§ **Your task**
Extract, word for word, every line from the one containing "What React, TypeScript" through the one containing "import React from", with both end lines kept.

§ **Task input**
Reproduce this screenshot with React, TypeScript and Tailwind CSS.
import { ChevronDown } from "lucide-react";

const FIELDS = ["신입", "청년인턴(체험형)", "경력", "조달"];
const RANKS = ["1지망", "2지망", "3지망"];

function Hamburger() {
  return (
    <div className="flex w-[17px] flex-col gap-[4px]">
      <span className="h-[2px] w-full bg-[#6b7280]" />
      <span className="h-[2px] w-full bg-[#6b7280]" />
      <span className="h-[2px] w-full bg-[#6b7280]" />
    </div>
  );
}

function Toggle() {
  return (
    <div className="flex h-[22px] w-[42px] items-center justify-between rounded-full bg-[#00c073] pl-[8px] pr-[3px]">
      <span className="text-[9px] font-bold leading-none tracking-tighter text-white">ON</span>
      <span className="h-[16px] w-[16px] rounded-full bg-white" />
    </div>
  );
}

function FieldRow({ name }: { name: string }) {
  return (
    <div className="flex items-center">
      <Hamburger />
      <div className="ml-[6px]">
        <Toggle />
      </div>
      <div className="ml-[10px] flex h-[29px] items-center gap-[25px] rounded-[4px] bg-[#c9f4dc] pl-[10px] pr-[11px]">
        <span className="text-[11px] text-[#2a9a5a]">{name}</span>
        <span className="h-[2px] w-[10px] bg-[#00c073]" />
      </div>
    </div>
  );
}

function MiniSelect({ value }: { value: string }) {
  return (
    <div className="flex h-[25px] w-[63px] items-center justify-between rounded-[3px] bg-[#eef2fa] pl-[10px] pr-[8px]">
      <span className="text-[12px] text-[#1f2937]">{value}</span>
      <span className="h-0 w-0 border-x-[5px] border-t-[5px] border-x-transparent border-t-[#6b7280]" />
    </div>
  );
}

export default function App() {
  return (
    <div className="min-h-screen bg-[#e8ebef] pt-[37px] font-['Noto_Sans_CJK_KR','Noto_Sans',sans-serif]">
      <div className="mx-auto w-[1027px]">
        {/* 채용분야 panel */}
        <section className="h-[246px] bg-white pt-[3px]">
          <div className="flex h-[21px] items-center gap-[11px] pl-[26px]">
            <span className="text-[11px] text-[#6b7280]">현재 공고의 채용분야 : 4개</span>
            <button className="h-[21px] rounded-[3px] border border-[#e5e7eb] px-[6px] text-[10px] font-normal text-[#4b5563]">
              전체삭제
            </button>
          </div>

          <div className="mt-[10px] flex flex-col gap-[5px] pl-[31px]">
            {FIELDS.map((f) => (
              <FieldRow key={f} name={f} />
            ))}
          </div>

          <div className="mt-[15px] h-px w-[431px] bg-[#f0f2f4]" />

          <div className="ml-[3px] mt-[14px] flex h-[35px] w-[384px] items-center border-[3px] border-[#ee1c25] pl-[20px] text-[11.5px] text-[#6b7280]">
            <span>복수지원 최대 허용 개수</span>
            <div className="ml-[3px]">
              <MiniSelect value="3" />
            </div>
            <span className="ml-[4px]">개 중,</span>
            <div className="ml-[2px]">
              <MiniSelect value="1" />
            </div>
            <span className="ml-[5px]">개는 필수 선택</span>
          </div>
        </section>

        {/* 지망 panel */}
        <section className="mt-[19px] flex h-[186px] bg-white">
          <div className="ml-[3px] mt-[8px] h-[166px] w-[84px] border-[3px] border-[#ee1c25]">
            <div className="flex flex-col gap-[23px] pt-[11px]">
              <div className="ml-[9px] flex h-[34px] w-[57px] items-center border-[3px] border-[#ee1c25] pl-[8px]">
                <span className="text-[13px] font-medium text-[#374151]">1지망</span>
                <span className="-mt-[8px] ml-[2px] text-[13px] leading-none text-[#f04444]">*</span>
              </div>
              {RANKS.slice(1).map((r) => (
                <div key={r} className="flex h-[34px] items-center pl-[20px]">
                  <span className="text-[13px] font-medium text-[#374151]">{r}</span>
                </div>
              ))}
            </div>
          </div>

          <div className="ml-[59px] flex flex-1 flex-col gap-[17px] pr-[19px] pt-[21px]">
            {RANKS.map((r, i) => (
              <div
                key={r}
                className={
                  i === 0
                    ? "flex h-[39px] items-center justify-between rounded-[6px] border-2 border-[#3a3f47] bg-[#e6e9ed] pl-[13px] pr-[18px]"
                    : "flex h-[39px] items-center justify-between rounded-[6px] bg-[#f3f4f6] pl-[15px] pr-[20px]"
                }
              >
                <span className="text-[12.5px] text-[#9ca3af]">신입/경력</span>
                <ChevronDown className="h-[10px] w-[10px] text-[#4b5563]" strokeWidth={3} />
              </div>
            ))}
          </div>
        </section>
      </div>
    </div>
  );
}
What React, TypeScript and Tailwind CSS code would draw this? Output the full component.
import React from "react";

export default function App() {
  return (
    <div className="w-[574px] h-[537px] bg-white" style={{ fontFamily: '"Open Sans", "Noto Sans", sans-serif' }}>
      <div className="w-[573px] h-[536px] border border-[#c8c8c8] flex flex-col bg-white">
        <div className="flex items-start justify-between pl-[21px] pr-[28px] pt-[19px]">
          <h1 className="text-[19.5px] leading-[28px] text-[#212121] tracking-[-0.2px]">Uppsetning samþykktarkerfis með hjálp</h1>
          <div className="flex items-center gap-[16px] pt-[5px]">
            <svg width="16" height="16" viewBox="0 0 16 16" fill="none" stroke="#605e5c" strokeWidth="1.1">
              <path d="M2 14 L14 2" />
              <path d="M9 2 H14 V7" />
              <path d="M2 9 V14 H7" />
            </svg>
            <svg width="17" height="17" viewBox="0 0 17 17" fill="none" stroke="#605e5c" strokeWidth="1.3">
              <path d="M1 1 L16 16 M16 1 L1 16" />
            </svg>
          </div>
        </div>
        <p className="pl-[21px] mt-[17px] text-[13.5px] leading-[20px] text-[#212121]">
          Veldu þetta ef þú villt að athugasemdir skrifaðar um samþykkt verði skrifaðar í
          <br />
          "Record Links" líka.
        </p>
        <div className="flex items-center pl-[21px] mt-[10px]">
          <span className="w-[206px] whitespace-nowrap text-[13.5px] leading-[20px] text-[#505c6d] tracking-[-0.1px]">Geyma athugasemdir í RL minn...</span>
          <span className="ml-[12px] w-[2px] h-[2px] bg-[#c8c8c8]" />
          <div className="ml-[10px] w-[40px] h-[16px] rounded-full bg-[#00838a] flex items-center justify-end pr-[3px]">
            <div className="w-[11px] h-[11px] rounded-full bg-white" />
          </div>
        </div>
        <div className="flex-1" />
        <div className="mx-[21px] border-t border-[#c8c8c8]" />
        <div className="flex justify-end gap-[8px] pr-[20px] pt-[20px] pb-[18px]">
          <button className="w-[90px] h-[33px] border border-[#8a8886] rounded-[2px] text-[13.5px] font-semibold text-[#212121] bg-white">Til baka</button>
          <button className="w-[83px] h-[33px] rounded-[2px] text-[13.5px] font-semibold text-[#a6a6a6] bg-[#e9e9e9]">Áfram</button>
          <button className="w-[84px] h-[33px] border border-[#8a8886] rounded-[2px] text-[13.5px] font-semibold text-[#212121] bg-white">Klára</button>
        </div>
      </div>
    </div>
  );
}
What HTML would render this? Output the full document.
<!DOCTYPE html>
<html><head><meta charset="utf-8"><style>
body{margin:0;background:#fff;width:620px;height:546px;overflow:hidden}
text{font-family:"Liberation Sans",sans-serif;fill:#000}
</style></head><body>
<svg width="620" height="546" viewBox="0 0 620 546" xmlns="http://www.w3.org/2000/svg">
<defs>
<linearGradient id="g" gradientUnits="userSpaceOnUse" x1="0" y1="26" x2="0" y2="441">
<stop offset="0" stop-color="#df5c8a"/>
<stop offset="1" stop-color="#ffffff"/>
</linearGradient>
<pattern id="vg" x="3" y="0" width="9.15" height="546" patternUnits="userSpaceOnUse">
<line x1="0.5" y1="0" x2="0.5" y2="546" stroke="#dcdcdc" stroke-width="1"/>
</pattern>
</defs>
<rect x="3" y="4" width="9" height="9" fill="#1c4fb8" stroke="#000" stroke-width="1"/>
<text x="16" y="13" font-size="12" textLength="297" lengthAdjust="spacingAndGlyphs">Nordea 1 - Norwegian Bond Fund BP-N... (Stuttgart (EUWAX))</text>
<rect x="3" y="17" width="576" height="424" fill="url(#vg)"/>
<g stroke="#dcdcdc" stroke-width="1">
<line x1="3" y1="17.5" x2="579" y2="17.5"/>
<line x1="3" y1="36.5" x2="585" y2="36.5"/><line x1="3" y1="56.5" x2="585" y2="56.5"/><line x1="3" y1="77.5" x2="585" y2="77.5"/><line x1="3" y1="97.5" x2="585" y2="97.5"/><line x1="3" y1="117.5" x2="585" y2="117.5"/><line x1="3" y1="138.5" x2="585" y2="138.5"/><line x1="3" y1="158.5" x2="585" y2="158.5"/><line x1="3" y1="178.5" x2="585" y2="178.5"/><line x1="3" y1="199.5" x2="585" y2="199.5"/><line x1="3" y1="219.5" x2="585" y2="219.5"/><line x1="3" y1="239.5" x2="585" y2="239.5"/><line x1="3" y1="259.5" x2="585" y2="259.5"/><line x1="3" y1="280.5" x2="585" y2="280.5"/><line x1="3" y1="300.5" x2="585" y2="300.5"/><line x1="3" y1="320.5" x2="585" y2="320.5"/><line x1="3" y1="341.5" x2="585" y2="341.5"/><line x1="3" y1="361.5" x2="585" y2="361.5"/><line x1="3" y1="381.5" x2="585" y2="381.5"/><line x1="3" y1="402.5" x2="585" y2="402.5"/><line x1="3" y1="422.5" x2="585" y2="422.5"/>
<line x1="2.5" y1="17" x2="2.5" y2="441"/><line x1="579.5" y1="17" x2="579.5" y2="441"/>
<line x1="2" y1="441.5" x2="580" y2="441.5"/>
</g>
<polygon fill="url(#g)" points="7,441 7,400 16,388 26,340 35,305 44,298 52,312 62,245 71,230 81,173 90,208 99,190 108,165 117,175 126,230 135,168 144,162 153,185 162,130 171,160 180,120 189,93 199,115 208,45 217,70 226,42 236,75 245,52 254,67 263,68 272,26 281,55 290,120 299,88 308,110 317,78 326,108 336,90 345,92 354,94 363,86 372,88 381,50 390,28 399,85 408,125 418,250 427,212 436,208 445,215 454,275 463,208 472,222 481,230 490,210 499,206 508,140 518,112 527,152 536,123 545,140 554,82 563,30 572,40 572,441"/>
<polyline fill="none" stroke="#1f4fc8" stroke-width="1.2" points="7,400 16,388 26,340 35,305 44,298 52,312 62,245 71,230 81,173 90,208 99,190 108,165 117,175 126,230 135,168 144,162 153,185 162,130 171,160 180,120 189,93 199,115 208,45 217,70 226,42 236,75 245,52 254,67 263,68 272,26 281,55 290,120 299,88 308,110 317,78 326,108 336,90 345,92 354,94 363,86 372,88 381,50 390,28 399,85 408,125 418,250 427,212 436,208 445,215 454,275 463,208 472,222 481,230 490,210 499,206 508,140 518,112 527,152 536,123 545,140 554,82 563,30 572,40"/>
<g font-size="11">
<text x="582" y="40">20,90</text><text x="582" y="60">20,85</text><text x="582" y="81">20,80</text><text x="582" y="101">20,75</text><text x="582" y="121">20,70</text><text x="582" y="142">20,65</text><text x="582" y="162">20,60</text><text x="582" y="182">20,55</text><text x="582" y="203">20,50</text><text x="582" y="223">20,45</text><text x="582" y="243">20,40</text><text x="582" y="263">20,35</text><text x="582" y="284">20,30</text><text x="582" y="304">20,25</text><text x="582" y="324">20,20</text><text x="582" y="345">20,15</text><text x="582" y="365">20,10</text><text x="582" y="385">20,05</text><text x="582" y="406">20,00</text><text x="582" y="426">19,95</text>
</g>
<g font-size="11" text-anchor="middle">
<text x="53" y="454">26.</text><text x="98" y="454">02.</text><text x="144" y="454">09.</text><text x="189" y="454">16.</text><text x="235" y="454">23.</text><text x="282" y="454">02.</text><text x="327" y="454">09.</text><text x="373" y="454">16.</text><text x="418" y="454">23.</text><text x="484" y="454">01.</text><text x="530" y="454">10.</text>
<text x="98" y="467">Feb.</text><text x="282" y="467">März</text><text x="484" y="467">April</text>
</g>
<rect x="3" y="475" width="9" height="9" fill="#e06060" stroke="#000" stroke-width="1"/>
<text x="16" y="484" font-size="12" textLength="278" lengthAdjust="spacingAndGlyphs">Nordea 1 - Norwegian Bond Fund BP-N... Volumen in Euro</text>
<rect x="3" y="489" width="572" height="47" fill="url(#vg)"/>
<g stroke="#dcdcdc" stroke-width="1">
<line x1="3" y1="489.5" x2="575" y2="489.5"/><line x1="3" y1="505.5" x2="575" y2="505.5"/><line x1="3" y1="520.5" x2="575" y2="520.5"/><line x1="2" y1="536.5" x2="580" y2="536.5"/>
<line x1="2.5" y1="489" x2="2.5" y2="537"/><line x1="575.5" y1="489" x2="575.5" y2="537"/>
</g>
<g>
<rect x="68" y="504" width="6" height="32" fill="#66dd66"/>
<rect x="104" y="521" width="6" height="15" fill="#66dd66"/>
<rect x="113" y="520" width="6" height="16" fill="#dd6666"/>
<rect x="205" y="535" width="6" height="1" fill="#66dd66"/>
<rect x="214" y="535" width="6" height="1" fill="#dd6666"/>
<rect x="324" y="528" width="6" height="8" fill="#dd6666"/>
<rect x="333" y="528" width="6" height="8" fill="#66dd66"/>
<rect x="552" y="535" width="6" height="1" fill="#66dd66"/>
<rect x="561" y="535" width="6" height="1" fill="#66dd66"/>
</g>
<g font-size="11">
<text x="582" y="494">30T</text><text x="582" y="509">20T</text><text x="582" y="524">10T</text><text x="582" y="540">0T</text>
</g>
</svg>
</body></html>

§ **Worked answer**
What React, TypeScript and Tailwind CSS code would draw this? Output the full component.
import React from "react";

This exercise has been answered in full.